You see a Slack notification pop up from your CFO and your heart drops. It seems like every tech company is announcing layoffs and for those that haven’t cut headcount, cost-cutting exercises are already underway in many marketing departments. Take a breath. You don’t have to be worried. Great companies and brands are built in down times; Airbnb, Slack, WhatsApp, Square, and Uber were all founded during the height of the Great Recession. It’s possible to build your brand, deliver customer growth, and do so on a lean marketing budget. It just takes a willingness to stay scrappy, iterate quickly, and understand what customer problems you really solve. 

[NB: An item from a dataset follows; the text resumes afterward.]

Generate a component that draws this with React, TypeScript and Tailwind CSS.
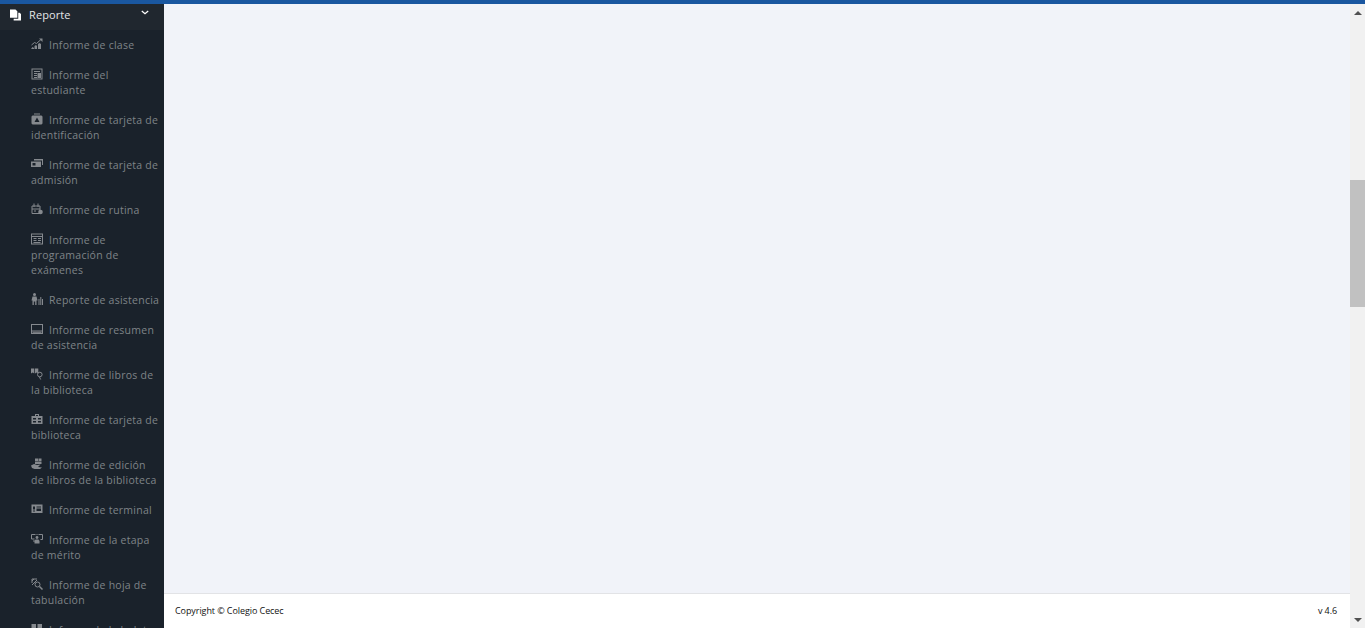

The best startups are clear on their cash burn and the best marketing teams have budget discipline all the time. This guide will walk you through how to create that dynamic in your team (and no, this isn’t focused on reducing media budgets or cutting headcount).

Understand How to “Own Your Numbers"

If your CEO asked you for an update on growth, you’d know your acquisition numbers immediately. But if budget or progress on growth objectives are never brought up in your weekly team meetings or marketing reviews, then numbers are not being given any importance in your team’s culture. 

Many members of your team may have only lived through “up and to the right” times in their careers thus far, so it’s important to find ways to help them understand what it means to own their numbers and why that's important for creating a solid lean marketing budget.

Everyone should know their individual and team objectives (on customer value, media spend, and budget) and how they’re progressing on their targets. Extend this philosophy to include your cross-functional partners.

This might mean pairing with data science to evaluate how customer or cohort values change over time or working across marketing sub-teams to understand how performance and brand tactics relate to each other in the budget mix.

As an example, when a previous company of mine moved from a B2C business to a platform that had SMB and enterprise clients, we had to work with our finance team to understand changes to payback periods. We moved from investment thresholds that were based on 12 months of consumer customer value (and premised on lower B2C acquisition costs) to a model that had different investment tiers that recognized a range of customer values across industries. 

Ultimately knowing your numbers is about helping your team understand that any marketing has an impact on your startup’s cash burn and, ultimately, lifespan. Spending money is not inherently bad and is necessary in marketing, but if you help your team understand how different investment approaches relate to the company’s overall success, particularly in a cash constrained environment, you will help create number ownership.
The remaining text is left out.